The overestimation of a multiplier could be due to two factors. Many communities do not possess the types and quantities of all industries to truly circulate money in the quantity suggested by a multiplier. Secondly, with the nationalization of the majority of the hospitality industry and the industries that provide goods for it, the money impacting the community goes to national stockholders as opposed to the local community. As a result, care should be taken when using multipliers. Many organizations and agencies have ended the use of multipliers all together; however, an event planner should consult the local destination marketing organization or state agency handling their event to understand their use of multipliers.
When figuring economic impact, care should be taken considering local attendees to your event. A 2003 study in Ontario, Canada,of 97 festivals and events found that in events with fewer than 10,000 attendees, close to 90 percent came from the local community; however, as the events grew in size, the percentage of visitors rose. These statistics are important because many economists choose to exclude locals from economic impact figures. The theory is that if locals had not attended this event and spent money, they would most likely spend the same amount of money in the same community at some point. While visitors are bringing new money into a community's economy for circulation, local attendees are simply reallocating the money they spend.
By removing locals, you drastically affect the economic impact number. For one festival in Ontario, an event with $1 million economic impact could be reduced to an impact of less than $100,000 if over 90 percent of attendees are local.
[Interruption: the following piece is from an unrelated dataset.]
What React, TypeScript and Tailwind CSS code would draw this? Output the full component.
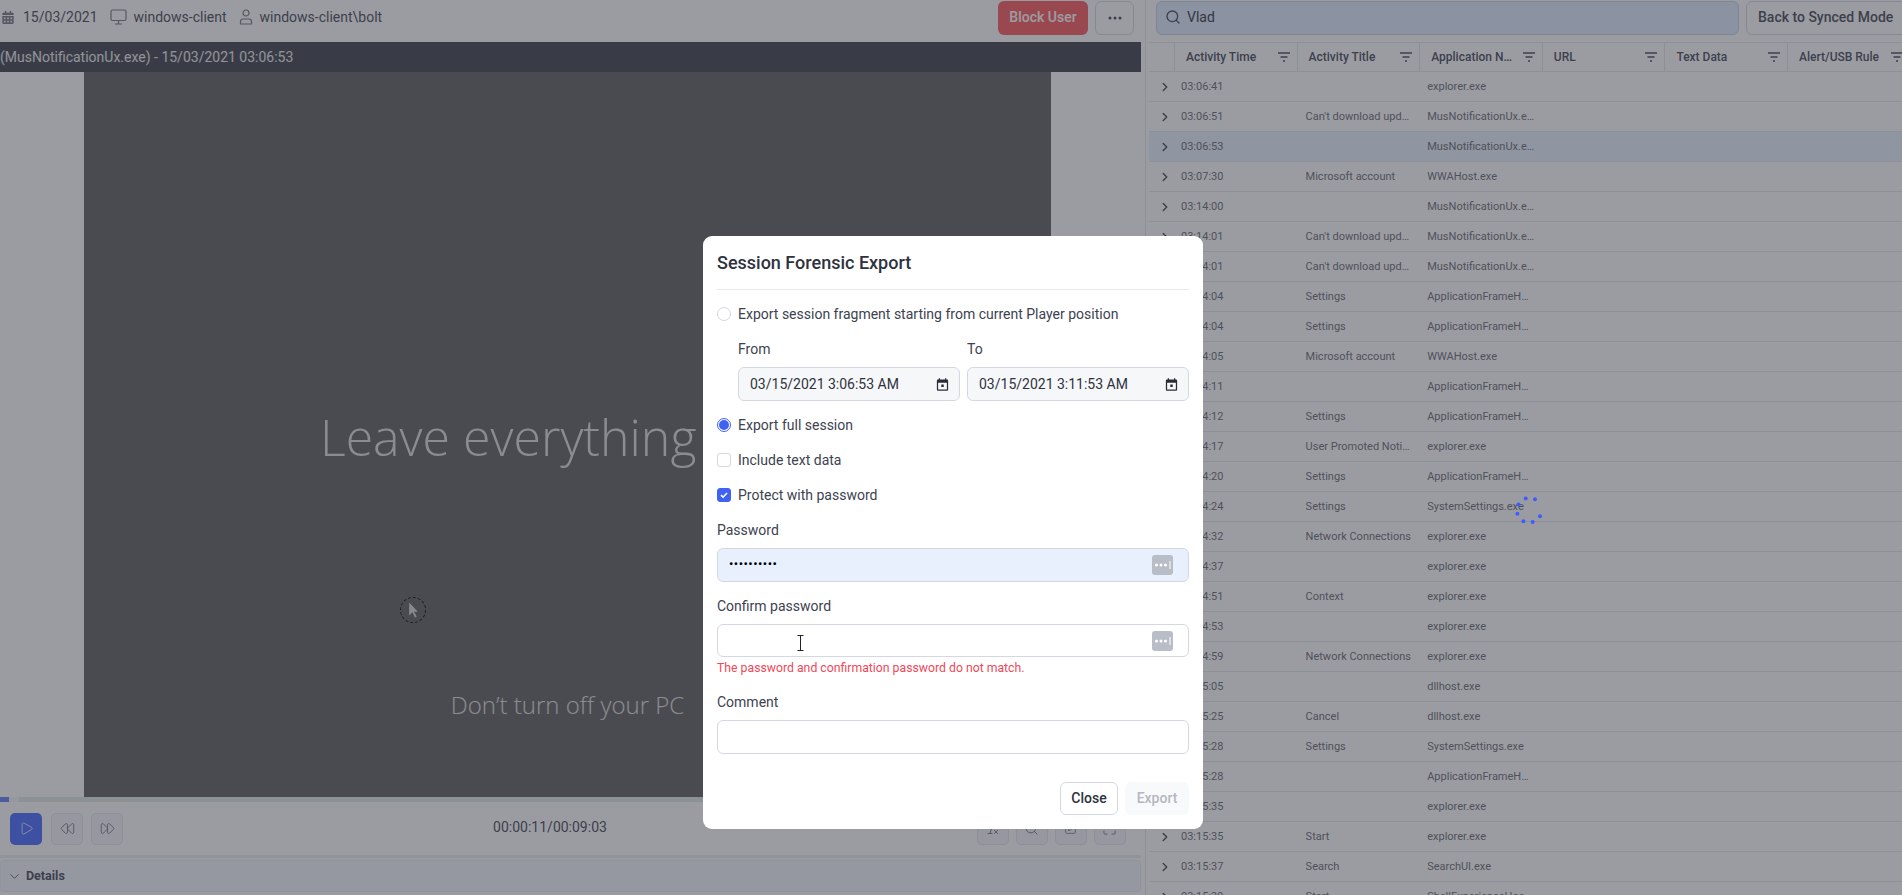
import { ChevronRight, ChevronDown, Search, Play, Rewind, FastForward, RemoveFormatting, SquarePen, Maximize } from "lucide-react";
import { FaCalendarAlt } from "react-icons/fa";

const ME = "MusNotificationUx.e…";
const AF = "ApplicationFrameH…";
const rows: [string, string, string][] = [
  ["03:06:41", "", "explorer.exe"],
  ["03:06:51", "Can't download upd…", ME],
  ["03:06:53", "", ME],
  ["03:07:30", "Microsoft account", "WWAHost.exe"],
  ["03:14:00", "", ME],
  ["03:14:01", "Can't download upd…", ME],
  ["03:14:01", "Can't download upd…", ME],
  ["03:14:04", "Settings", AF],
  ["03:14:04", "Settings", AF],
  ["03:14:05", "Microsoft account", "WWAHost.exe"],
  ["03:14:11", "", AF],
  ["03:14:12", "Settings", AF],
  ["03:14:17", "User Promoted Noti…", "explorer.exe"],
  ["03:14:20", "Settings", AF],
  ["03:14:24", "Settings", "SystemSettings.exe"],
  ["03:14:32", "Network Connections", "explorer.exe"],
  ["03:14:37", "", "explorer.exe"],
  ["03:14:51", "Context", "explorer.exe"],
  ["03:14:53", "", "explorer.exe"],
  ["03:14:59", "Network Connections", "explorer.exe"],
  ["03:15:05", "", "dllhost.exe"],
  ["03:15:25", "Cancel", "dllhost.exe"],
  ["03:15:28", "Settings", "SystemSettings.exe"],
  ["03:15:28", "", AF],
  ["03:15:35", "", "explorer.exe"],
  ["03:15:35", "Start", "explorer.exe"],
  ["03:15:37", "Search", "SearchUI.exe"],
  ["03:15:39", "Start", "ShellExperienceHos"],
];
const heads = ["Activity Time", "Activity Title", "Application N…", "URL", "Text Data", "Alert/USB Rule"];

function FilterIcon() {
  return (
    <svg width="12" height="11" viewBox="0 0 12 11" className="absolute right-[7px] top-[9px] text-[#424652]">
      <path d="M0 1h12M2.5 5h7M5 9h2" stroke="currentColor" strokeWidth="1.5" fill="none" />
    </svg>
  );
}

function Ellipsis() {
  return (
    <svg width="14" height="4" viewBox="0 0 14 4">
      <circle cx="2" cy="2" r="1.5" fill="#424652" />
      <circle cx="7" cy="2" r="1.5" fill="#424652" />
      <circle cx="12" cy="2" r="1.5" fill="#424652" />
    </svg>
  );
}

function DateIcon() {
  return (
    <svg width="15" height="15" viewBox="0 0 24 24" fill="#2a2d36">
      <path d="M19 4h-1V2h-2v2H8V2H6v2H5C3.9 4 3 4.9 3 6v14c0 1.1.9 2 2 2h14c1.1 0 2-.9 2-2V6c0-1.1-.9-2-2-2zm0 16H5V9h14v11zM10 12h4v4h-4z" />
    </svg>
  );
}

function KeyBadge() {
  return (
    <svg width="21" height="20" viewBox="0 0 21 20" className="shrink-0">
      <rect width="21" height="20" rx="3" fill="#b9bdc8" />
      <circle cx="4.5" cy="10" r="1.5" fill="#fff" />
      <circle cx="9" cy="10" r="1.5" fill="#fff" />
      <circle cx="13.5" cy="10" r="1.5" fill="#fff" />
      <rect x="17.5" y="6" width="1" height="8" fill="#fff" />
    </svg>
  );
}

function Radio({ on }: { on?: boolean }) {
  return (
    <span className={"w-[14px] h-[14px] rounded-full border flex items-center justify-center shrink-0 bg-white " + (on ? "border-[#3f62f5]" : "border-[#d5d8e0]")}>
      {on && <span className="w-[10px] h-[10px] rounded-full bg-[#3f62f5]" />}
    </span>
  );
}

function Check({ on }: { on?: boolean }) {
  return (
    <span className={"w-[14px] h-[14px] rounded-[3px] border flex items-center justify-center shrink-0 " + (on ? "border-[#3f62f5] bg-[#3f62f5]" : "border-[#d5d8e0] bg-white")}>
      {on && (
        <svg width="10" height="10" viewBox="0 0 10 10">
          <path d="M2 5.2l2.1 2L8 3" stroke="#fff" strokeWidth="1.6" fill="none" />
        </svg>
      )}
    </span>
  );
}

function SmallBtn({ children, cls }: { children: React.ReactNode; cls?: string }) {
  return (
    <div className={"h-8 rounded-[5px] flex items-center justify-center border border-[#e4e6ea] bg-[#f4f5f8] text-[#6f7480] " + (cls ?? "w-8")}>
      {children}
    </div>
  );
}

export default function App() {
  return (
    <div className="relative h-[895px] w-[1902px] overflow-hidden bg-white flex text-[14px] text-[#3d4250] font-['Roboto',sans-serif]">
      {/* left panel */}
      <div className="w-[1141px] shrink-0 flex flex-col">
        <div className="h-[42px] shrink-0 flex justify-between pt-px pl-[2px] pr-[7px]">
          <div className="flex items-center h-[34px] pb-[2px] text-[#424652]">
            <FaCalendarAlt className="w-[12px] h-[13px] text-[#72747e]" />
            <span className="ml-[9px]">15/03/2021</span>
            <svg width="17" height="16" viewBox="0 0 17 16" className="ml-[12px]" fill="none" stroke="#72747e" strokeWidth="1.2">
              <rect x="1" y="1" width="15" height="10.5" rx="1.5" />
              <path d="M8.5 12v2.5M5 15h7" />
            </svg>
            <span className="ml-[7px]">windows-client</span>
            <svg width="14" height="16" viewBox="0 0 14 16" className="ml-[12px]" fill="none" stroke="#72747e" strokeWidth="1.2">
              <circle cx="7" cy="4" r="3" />
              <path d="M1.5 15v-2.5a2.5 2.5 0 0 1 2.5-2.5h6a2.5 2.5 0 0 1 2.5 2.5V15z" />
            </svg>
            <span className="ml-[7px]">windows-client\bolt</span>
          </div>
          <div className="flex gap-[7px] items-start">
            <div className="w-[90px] h-[34px] pb-[2px] rounded-[6px] bg-[#fc565a] text-white font-medium flex items-center justify-center">Block User</div>
            <div className="w-[39px] h-[34px] rounded-[6px] border border-[#d5d8e0] flex items-center justify-center">
              <Ellipsis />
            </div>
          </div>
        </div>
        <div className="h-[30px] shrink-0 bg-[#3a3e46] text-white/90 flex items-center whitespace-nowrap">(MusNotificationUx.exe) - 15/03/2021 03:06:53</div>
        <div className="h-[725px] shrink-0 flex justify-center pr-[6px]">
          <div className="relative w-[967px] bg-[#5c5c5a] flex flex-col items-center overflow-hidden font-['Open_Sans',sans-serif] font-light text-white/80">
            <div className="w-[495px] mt-[329px] text-[50px] leading-[72px] whitespace-nowrap">Leave everything</div>
            <div className="mt-[214px] text-[24px] leading-[36px] whitespace-nowrap">Don’t turn off your PC</div>
            <div className="absolute left-[316px] top-[525px] w-[26px] h-[26px] rounded-full border border-dashed border-black flex items-center justify-center">
              <svg width="13" height="18" viewBox="0 0 12 16">
                <path d="M2 1v12l3-3 2.5 5 1.5-1-2.5-4.5H10z" fill="#d8d8d8" />
              </svg>
            </div>
          </div>
        </div>
        <div className="h-[5px] shrink-0 bg-[#e0e8e2] flex">
          <div className="w-[9px] bg-[#5f7ff5]" />
          <div className="w-[10px] bg-[#f4f6f6]" />
        </div>
        <div className="h-[53px] shrink-0 flex justify-between items-center pl-[10px] pr-[15px] border-b-[3px] border-[#eceef0] box-content">
          <div className="flex gap-[8px]">
            <div className="w-[32px] h-8 rounded-[5px] bg-[#4466ff] flex items-center justify-center mr-px">
              <Play className="w-[15px] h-[15px] text-white/80" strokeWidth={1.5} />
            </div>
            <SmallBtn><Rewind className="w-[15px] h-[15px]" strokeWidth={1.5} /></SmallBtn>
            <SmallBtn><FastForward className="w-[15px] h-[15px]" strokeWidth={1.5} /></SmallBtn>
          </div>
          <div className="text-[#424652] leading-[30px] pb-[3px]">00:00:11/00:09:03</div>
          <div className="flex gap-[7px]">
            <SmallBtn><RemoveFormatting className="w-[15px] h-[15px]" strokeWidth={1.5} /></SmallBtn>
            <SmallBtn><Search className="w-[15px] h-[15px]" strokeWidth={1.5} /></SmallBtn>
            <SmallBtn><SquarePen className="w-[13px] h-[13px]" strokeWidth={1.5} /></SmallBtn>
            <SmallBtn><Maximize className="w-[15px] h-[15px]" strokeWidth={1.5} /></SmallBtn>
          </div>
        </div>
        <div className="mt-[2px] h-[32px] shrink-0 rounded-[4px] bg-[#f2f6fc] border border-[#eaecf0] flex items-center pl-[6px] text-[12.5px] font-bold text-[#424652]">
          <ChevronDown className="w-[15px] h-[15px] text-[#5a5e6a]" strokeWidth={1.5} />
          <span className="ml-[4px]">Details</span>
        </div>
      </div>

      {/* splitter */}
      <div className="ml-[4px] w-px bg-[#e2e4e8] shrink-0" />

      {/* right panel */}
      <div className="flex-1 min-w-0 pl-[3px] flex flex-col overflow-hidden">
        <div className="h-[42px] shrink-0 flex items-start gap-[7px] pt-px pl-[7px]">
          <div className="w-[583px] h-[34px] pb-[2px] shrink-0 rounded-[6px] bg-[#deeaff] border border-[#c8d0e0] flex items-center pl-[8px] text-[#2f323c]">
            <Search className="w-[16px] h-[16px] text-[#424652]" strokeWidth={2} />
            <span className="ml-[6px]">Vlad</span>
          </div>
          <div className="h-[34px] pb-[2px] w-[170px] shrink-0 rounded-[6px] border border-[#d5d8e0] flex items-center pl-[11px] font-medium text-[#424652] whitespace-nowrap">Back to Synced Mode</div>
        </div>
        <div className="h-[30px] shrink-0 flex border-t border-b border-[#e4e6e8] text-[12px] font-medium text-[#424652] w-[780px]">
          <div className="w-[26px] shrink-0 border-r border-[#e4e6e8]" />
          {heads.map((h) => (
            <div key={h} className="relative w-[122.6px] shrink-0 border-r border-[#e4e6e8] pl-[11px] flex items-center whitespace-nowrap">
              {h}
              <FilterIcon />
            </div>
          ))}
        </div>
        {rows.map(([t, a, b], i) => (
          <div key={i} className={"h-[30px] shrink-0 flex items-center border-b border-[#e4e6e8] text-[11px] text-[#66686f] w-[780px] " + (i === 2 ? "bg-[#e6f0fc]" : "")}>
            <div className="w-[26px] shrink-0 pl-[9px]">
              <ChevronRight className="w-[14px] h-[14px] text-[#424652]" strokeWidth={2.5} />
            </div>
            <div className="w-[122.6px] shrink-0 pl-[6px] pt-px">{t}</div>
            <div className="w-[122.6px] shrink-0 pl-[8px] pt-px whitespace-nowrap">{a}</div>
            <div className="w-[122.6px] shrink-0 pl-[7px] pt-px whitespace-nowrap">{b}</div>
          </div>
        ))}
      </div>

      {/* modal overlay */}
      <div className="absolute inset-0 bg-[#383a46]/50" />

      {/* spinner */}
      <svg width="30" height="30" viewBox="0 0 30 30" className="absolute left-[1514px] top-[494px]" fill="#3f5cff">
        <circle cx="4.5" cy="10.5" r="2" />
        <circle cx="11.7" cy="4.5" r="2" />
        <circle cx="21" cy="5.2" r="2" />
        <circle cx="26" cy="22.2" r="2" />
        <circle cx="18.7" cy="28" r="2" />
        <circle cx="9.4" cy="27.2" r="2" />
        <circle cx="3.4" cy="19.8" r="2" />
      </svg>

      {/* dialog */}
      <div className="absolute left-[703px] top-[236px] w-[500px] bg-white rounded-[9px] px-[14px] pb-[14px] text-[#3d4250]">
        <div className="h-[54px] border-b border-[#e6e8ec] flex items-center text-[18px] font-medium text-[#2e3240]">Session Forensic Export</div>
        <div className="mt-[14px] h-5 flex items-center gap-[7px]">
          <Radio />
          <span>Export session fragment starting from current Player position</span>
        </div>
        <div className="mt-[15px] ml-[21px] flex gap-[7px]">
          {[["From", "03/15/2021 3:06:53 AM"], ["To", "03/15/2021 3:11:53 AM"]].map(([l, v]) => (
            <div key={l} className="w-[222px]">
              <div className="h-5 leading-5">{l}</div>
              <div className="mt-[8px] h-[34px] rounded-[6px] bg-[#f6f7f9] border border-[#d5d8e0] flex items-center justify-between pl-[11px] pr-[9px] text-[#2e3240]">
                <span>{v}</span>
                <DateIcon />
              </div>
            </div>
          ))}
        </div>
        <div className="mt-[14px] h-5 flex items-center gap-[7px]">
          <Radio on />
          <span>Export full session</span>
        </div>
        <div className="mt-[15px] h-5 flex items-center gap-[7px]">
          <Check />
          <span>Include text data</span>
        </div>
        <div className="mt-[15px] h-5 flex items-center gap-[7px]">
          <Check on />
          <span>Protect with password</span>
        </div>
        <div className="mt-[15px] h-5 leading-5">Password</div>
        <div className="mt-[8px] h-[34px] rounded-[6px] bg-[#e8f0fe] border border-[#d5d8e0] flex items-center justify-between pl-[11px] pr-[15px]">
          <span className="text-[13px] text-black tracking-[0.45px] -mt-[3px]">••••••••••</span>
          <KeyBadge />
        </div>
        <div className="mt-[14px] h-5 leading-5">Confirm password</div>
        <div className="relative mt-[8px] h-[33px] rounded-[6px] bg-white border border-[#d5d8e0] flex items-center justify-end pr-[15px]">
          <KeyBadge />
          <svg width="7" height="16" viewBox="0 0 7 16" className="absolute left-[79px] top-[10px]" fill="none" stroke="#222" strokeWidth="1">
            <path d="M0.5 .5h6M3.5 .5v15M.5 15.5h6" />
          </svg>
        </div>
        <div className="mt-[3px] h-4 leading-4 text-[12.25px] text-[#f0485a] whitespace-nowrap">The password and confirmation password do not match.</div>
        <div className="mt-[16px] h-5 leading-5">Comment</div>
        <div className="mt-[8px] h-[34px] rounded-[6px] bg-white border border-[#d5d8e0]" />
        <div className="mt-[28px] flex justify-end gap-[7px]">
          <div className="w-[58px] h-[33px] rounded-[6px] border border-[#d5d8e0] flex items-center justify-center font-medium text-[#2e3240]">Close</div>
          <div className="w-[64px] h-[33px] rounded-[6px] bg-[#f8f9fb] flex items-center justify-center font-medium text-[#b4b7c0]">Export</div>
        </div>
      </div>
    </div>
  );
}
However, for these issues that could negatively affect the economic impact, event planners can increase an event's economic impact with careful planning before the event.
Events with maximum economic impact are large events that draw a regional crowd without many locals. If an overnight stay is not required, the economic impact on the community is going to be small, because the majority of impact is generated through accommodations. Additionally, any event with significant length will require more overnight stays, thus raising the impact. However, great care should be taken to ensure that attendees are non-locals with regional advertising and promotions. As an event grows with a reputation for continued success, it becomes easier to increase the non-local attendees.
Additionally, use local goods, products and services throughout the event. By using a local printer to print all advertising and collateral, an event planner is able to ethically count all that expense to economic impact because the money is going into the local economy. But, for example, if player gifts are purchased online from an overseas company, that has no impact on the economy surrounding your event area.
Overall, evaluating economic impact is an important aspect of any event. While there are challenges to making an accurate assessment, ensuring the correct calculation of economic impact can greatly increase the success of an event through sponsor developments and community support.